What is the best thing about being your age?

The best thing about being my age is that I’m finally learning to love myself by celebrating my strengths and accepting my imperfections. Not an easy task as I am quite the perfectionist so it is a work in progress. But more and more, I’m practicing self-compassion, going with the flow (after I’ve done the work, that is), lifting it all up to God and bolstering my faith. It’s the only way to gain peace of mind and heart.

How have you grown wiser through the years?

It has not always been easy but I have been blessed with people who’ve stood by my side and believed in me, even during my lowest moments. Knowing this helped me want to do the right thing and work hard to prove them right.

Life’s many challenges has also taught me to be more forgiving, not just of others but of myself. I gained freedom to be my best self once I decided to embrace the journey to forgiveness.

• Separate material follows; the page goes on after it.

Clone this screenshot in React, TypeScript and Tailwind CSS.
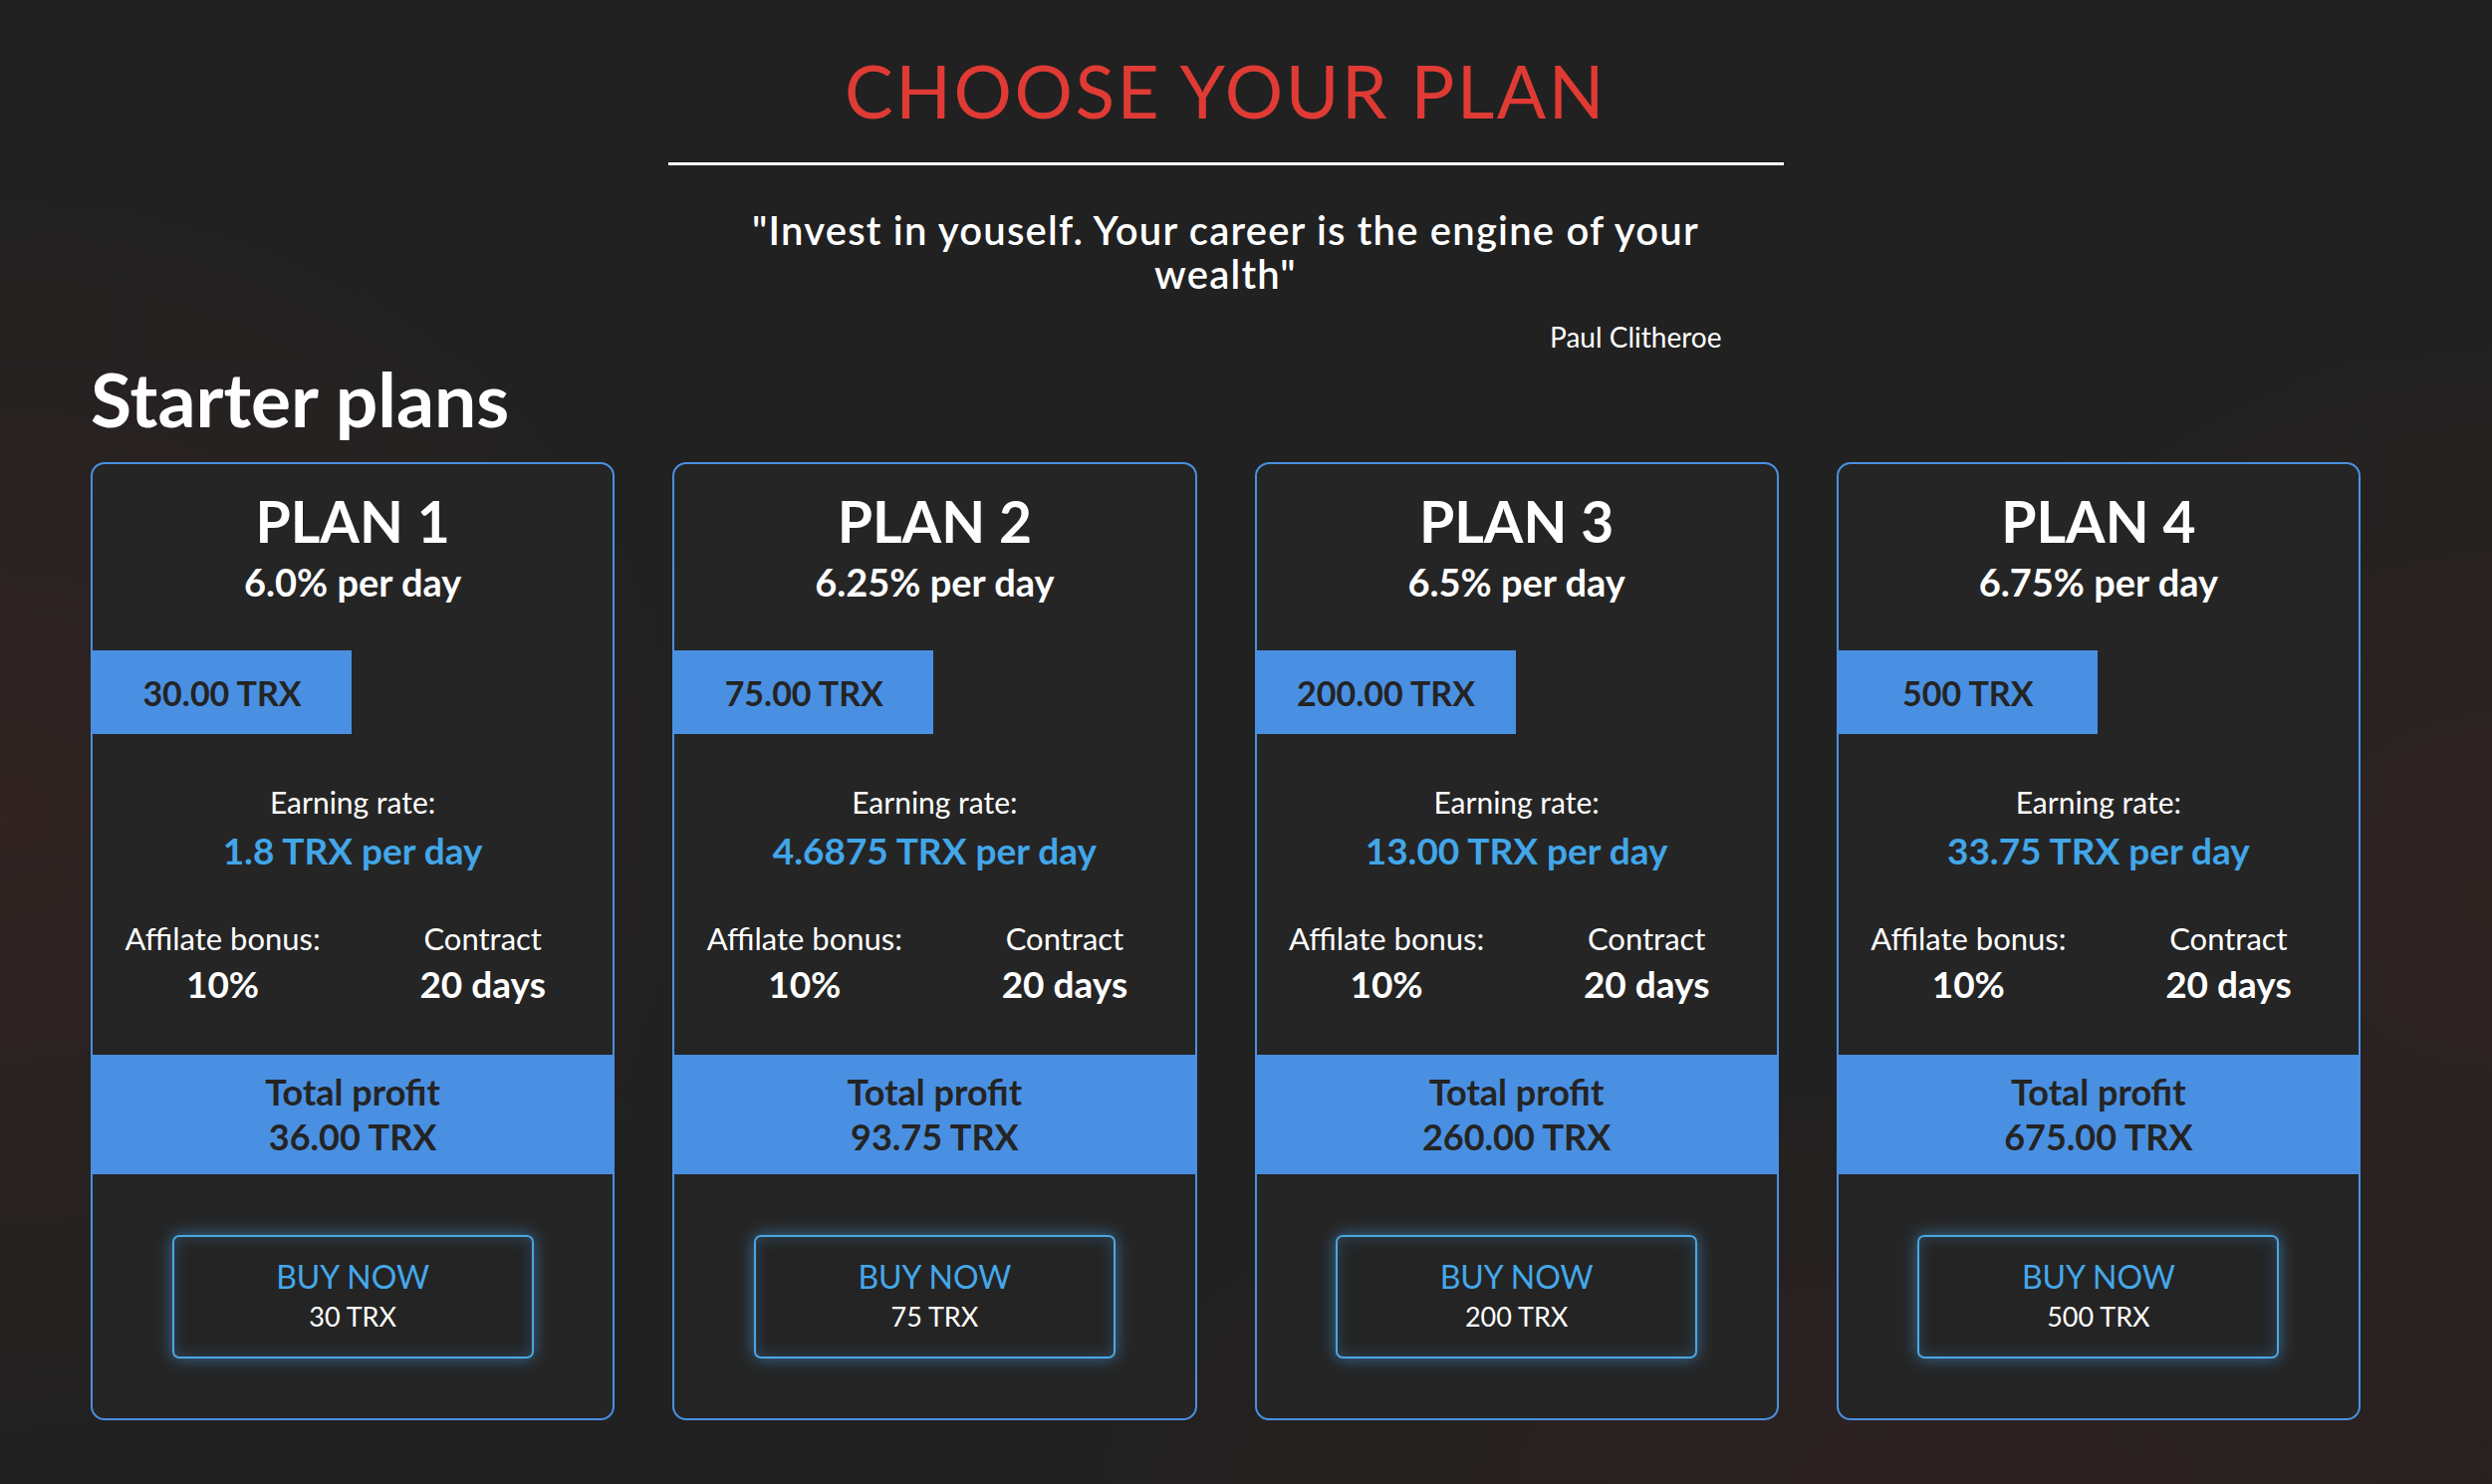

Whenever you reflect on your life so far, what is one experience that truly shaped who you are today?

There is no singular experience that shaped who I am today but two things come to mind. One was the day I became a mother and started to truly experience the meaning of unconditional love. And second was when I had to move to Singapore to start a career in Unilever Global at age 40. I had to learn not just how to navigate the corporate world, but how to adjust to a new independent life away from my children. It was a rude awakening because aside from not being with my raisons d’etre, I had to acquire basic life skills like cooking Filipino favorites such as adobo or sinigang, or how to use the washing machine, among many other seemingly simple things! They weren’t kidding when they said that life begins at 40!

What are the best pieces of life advice you have ever received?
  • From my mother, always be kind and take the higher road.

  • From my friends Karen, Techie and Odette, “Trust in Him.”

  • From my friend Myrza, “Go lang nang go.”

Who are the women you look up to and how have they helped shape your life?

My mom because she’s one of the kindest, most loving and generous women I know. She seems vulnerable but I see a quiet strength that has helped her through difficulties. She is the one who taught me to act with kindness and compassion.

My dearest girlfriends and constants who are all strong, purposeful individuals with a strong faith in God. There’s nothing like the support of empowered women to make you believe that you, too, can achieve whatever you set out to do, and inspire others while you’re at it.